Who are the Unbanked?
The unbanked population, which is estimated to number about 9 million households, falls into two primary categories: Those who fell out of the banking system, and have been denied access due to credit problems and/or past problems with check writing.
People who get on the wrong side of banks due to excessive overdrafts or unpaid negative balances are likely to wind up in the Chex Systems database which, like a credit-reporting agency, reports on consumer activities having to do with bank accounts. They can remain in the system for five years during which banks that use the system will likely refuse their business.
The second group is comprised of people who are not financially literate or have a language barrier that prevents them from seeking a banking relationship. Immigrants, minorities and low income households comprise a significant portion of this group. It’s estimated that as many as 20 million adults don’t have a Social Security number, which is a necessity for establishing a bank account. Many simply live paycheck to paycheck so they don’t feel the need to “complicate” their lives.

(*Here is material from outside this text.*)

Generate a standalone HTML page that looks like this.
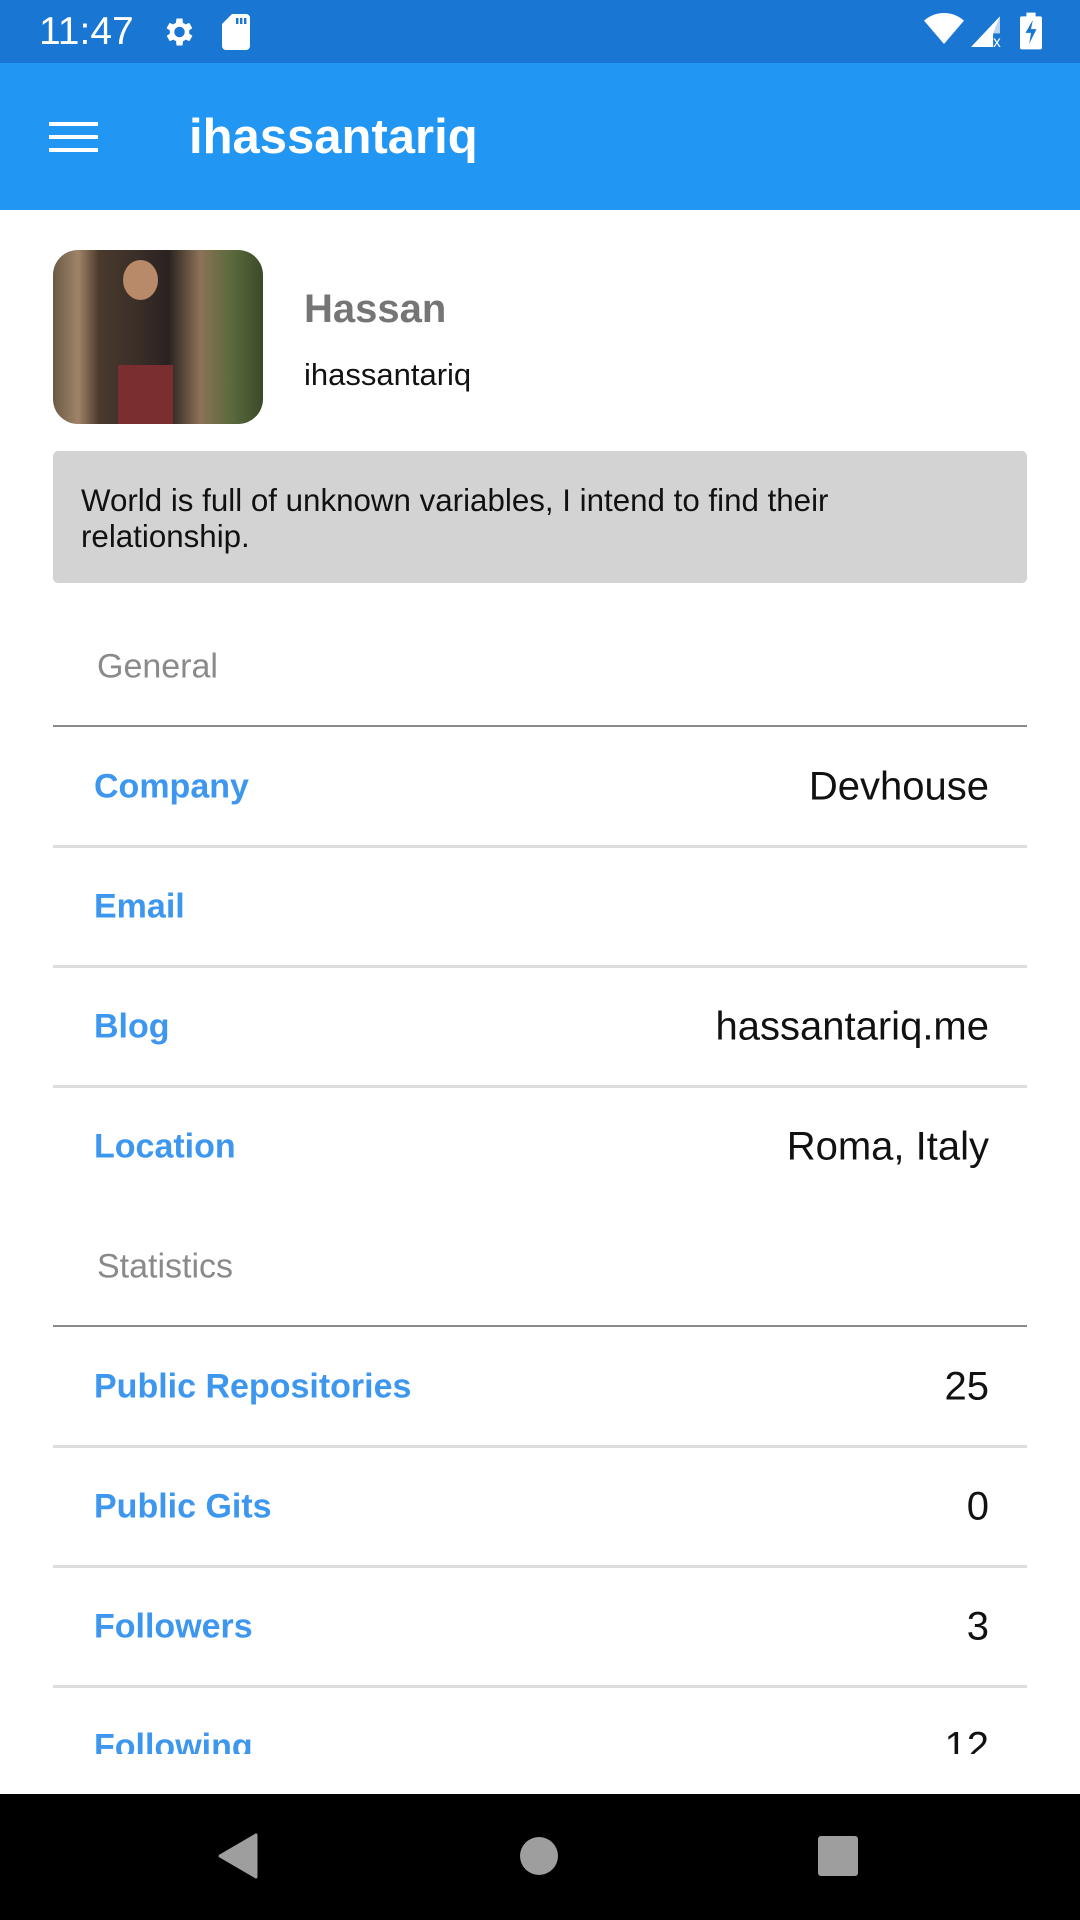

Another, larger segment of the population falls into the category of “underbanked.” These are people who have a checking or savings accounts but underutilize other forms of banking services such as credit cards or loans. Poor credit, lack of financial literacy, or lack of access to a physical bank location are cited as reasons why as many as 40 million people are underbanked.
The Banking Underground
With the proliferation of non-bank alternatives, the unbanked and underbanked can remain outside of the banking mainstream and manage their transactions albeit at a significant cost in terms of time and money. Check-cashing stores, payday loan shops, pawn shops, and non-bank money order services provide all of the essential services to meet their needs, but the fees can seriously eat into their cash flow.
Many of these services can charge up to 5% of the value of the transaction which, for a family that earns $30,000 a year can amount to $1,500 or more. That doesn’t include fees paid for money orders used to pay bills. Still, many of the unbanked find these services more available and more convenient than trying to work with a bank that is located way on the other side of town.
With banks even more concerned with profits and preventing losses, many of the unbanked are not likely to find any inroads into the banking mainstream anytime soon. Those who want access, but have been denied, can and have worked towards demonstrating their responsibility to banks. Clearing up any past due balances, paying bills on time, and frank conversations with a local banker can sometimes get the unbanked back in good stead.
Financial literacy initiatives by the government, the banks ,and community organizations could lift millions out of the shadows. Many banks and credit unions are reaching out to lower income communities by developing special banking products, hiring more multi-lingual employees and adding locations in local grocery stores. In the meantime, the unbanked are finding even more access to non-bank services as companies like Wal-Mart are stepping up with inexpensive check cashing. Pre-paid cards are quickly becoming a preferred alternative but they need to be thoroughly shopped and compared as some come with many fees attached.